Crutches

Started by RV, November 16, 2021, 07:51:37 AM

Previous topic - Next topic

RV

Years ago, I found myself trying to witness to a man who obviously was not "buying" what I was selling. He accused me of various things and then followed it up with accusations of "using my religion as crutches".

He wasn't upset when I denied the accusations but, dumbfounded by what I followed it up with. I told him that God was not a crutch, He was a wheelchair! I told him that I wasn't able to do anything nor go anywhere without God. He seemed stunned. I told him about the scripture where God said that we could do "nothing" without Him and that I was living proof that the scripture was absolutely true, factual and on point.
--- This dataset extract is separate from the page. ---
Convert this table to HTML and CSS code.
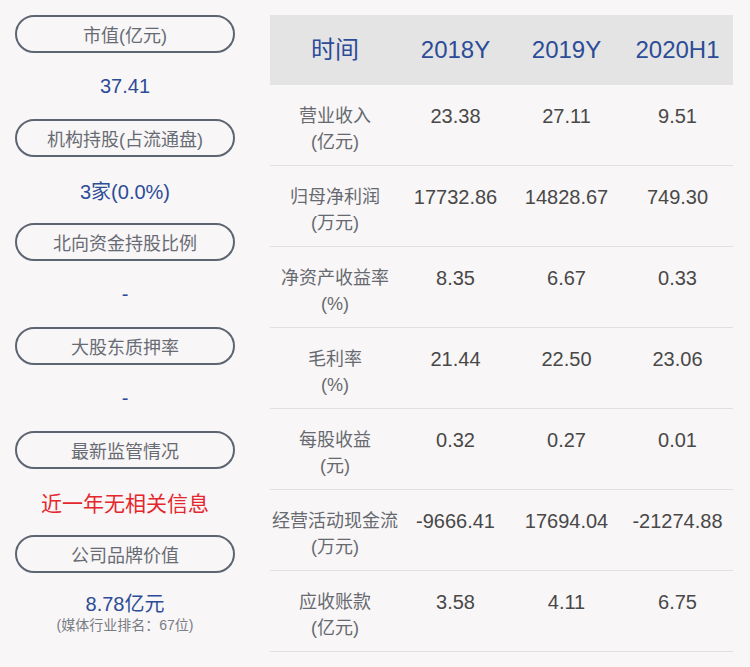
FILE: index.html
```html
<!DOCTYPE html>
<html lang="zh">
<head>
<meta charset="utf-8">
<link rel="stylesheet" href="styles.css">
</head>
<body>
<div class="page">
  <div class="side">
    <div class="block"><div class="pill">市值(亿元)</div><div class="val">37.41</div></div>
    <div class="block"><div class="pill">机构持股(占流通盘)</div><div class="val">3家(0.0%)</div></div>
    <div class="block"><div class="pill">北向资金持股比例</div><div class="val">-</div></div>
    <div class="block"><div class="pill">大股东质押率</div><div class="val">-</div></div>
    <div class="block"><div class="pill">最新监管情况</div><div class="val red">近一年无相关信息</div></div>
    <div class="block"><div class="pill">公司品牌价值</div><div class="val brand"><div>8.78亿元</div><div class="sub">(媒体行业排名：67位)</div></div></div>
  </div>
  <div class="table">
    <div class="row head">
      <div class="c">时间</div><div class="c">2018Y</div><div class="c">2019Y</div><div class="c">2020H1</div>
    </div>
    <div class="row">
      <div class="c lbl">营业收入<br>(亿元)</div><div class="c">23.38</div><div class="c">27.11</div><div class="c">9.51</div>
    </div>
    <div class="row">
      <div class="c lbl">归母净利润<br>(万元)</div><div class="c">17732.86</div><div class="c">14828.67</div><div class="c">749.30</div>
    </div>
    <div class="row">
      <div class="c lbl">净资产收益率<br>(%)</div><div class="c">8.35</div><div class="c">6.67</div><div class="c">0.33</div>
    </div>
    <div class="row">
      <div class="c lbl">毛利率<br>(%)</div><div class="c">21.44</div><div class="c">22.50</div><div class="c">23.06</div>
    </div>
    <div class="row">
      <div class="c lbl">每股收益<br>(元)</div><div class="c">0.32</div><div class="c">0.27</div><div class="c">0.01</div>
    </div>
    <div class="row">
      <div class="c lbl">经营活动现金流<br>(万元)</div><div class="c">-9666.41</div><div class="c">17694.04</div><div class="c">-21274.88</div>
    </div>
    <div class="row">
      <div class="c lbl">应收账款<br>(亿元)</div><div class="c">3.58</div><div class="c">4.11</div><div class="c">6.75</div>
    </div>
  </div>
</div>
</body>
</html>
```
FILE: styles.css
```css
html, body {
  margin: 0;
  padding: 0;
  background: #f9f6f7;
}
body {
  font-family: "Liberation Sans", "Noto Sans CJK SC", sans-serif;
  width: 750px;
  height: 667px;
  overflow: hidden;
}
.page {
  display: flex;
  padding: 15px 17px 0 15px;
  gap: 35px;
}
.side {
  width: 220px;
  display: flex;
  flex-direction: column;
}
.block {
  display: flex;
  flex-direction: column;
  height: 104px;
}
.pill {
  box-sizing: border-box;
  height: 38px;
  border: 2px solid #5d6573;
  border-radius: 19px;
  display: flex;
  align-items: center;
  justify-content: center;
  font-size: 18px;
  color: #676c74;
}
.val {
  height: 66px;
  display: flex;
  align-items: center;
  justify-content: center;
  font-size: 20px;
  color: #2c4c98;
}
.val.red {
  color: #e4262d;
  font-size: 21px;
}
.val.brand {
  flex-direction: column;
  justify-content: flex-start;
  padding-top: 19px;
  box-sizing: border-box;
  line-height: 24px;
}
.sub {
  font-size: 14px;
  color: #787c84;
  line-height: 20px;
  margin-top: -1px;
}
.table {
  width: 463px;
  display: flex;
  flex-direction: column;
}
.row {
  display: grid;
  grid-template-columns: 130px repeat(3, 111px);
  height: 81px;
  box-sizing: border-box;
  border-bottom: 1px solid #e2dfe0;
  padding-top: 18px;
  font-size: 20px;
  color: #484848;
  line-height: 26px;
}
.row .c {
  text-align: center;
  white-space: nowrap;
}
.row.head {
  height: 70px;
  background: #e4e4e4;
  border-bottom: none;
  padding-top: 0;
  align-items: center;
  font-size: 24px;
  color: #2c4c98;
}
.lbl {
  font-size: 18px;
  color: #666a70;
}
```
He regained his composure and came at me verbally with other secular arguments that he had heard. I again pointed him to the word of God. We went through a myriad of topics, abortion, evolution, sexual deviation and others. Each time I referred him to the word of God. Each time he regained his composure and came up with yet another secular argument. Hours flew by seemingly without an end to his arguments.

I confess that he had gotten to me. Doubts began to race through my mind. Scripture after scripture flashed in my head as secular argument after secular argument reared up. I found myself praying for strength, for wisdom and for knowledge. Certainly I became aware that what I was involved in was not a physical confrontation but, a very real spiritual one. I realized that I was not equipped to wage this sort of battle. For the first time, I had a little understanding of what David must have felt like as he faced Goliath.

The passage of scripture where Jesus told His disciples that this type cannot be fought but, by prayer and fasting came to my mind and I knew what I must do.

You see, it wasn't my fight. It wasn't a matter of "winning" or "losing".  It had nothing to do with my skills as a debater. It didn't even matter how much scripture I had memorized. It would not be me that either "saved" nor judged the man.

It was never about me. It was always about God, His word, His gift, His salvation, His sacrifice, His atonement, His righteousness and His power. I was merely the tool that the Carpenter used to craft something.

No, God's not a crutch, He is a wheelchair!
RV

"Trust in the Lord with all of your heart and lean not unto thine own understanding. In all thy ways acknowledge Him and He shall direct thy path."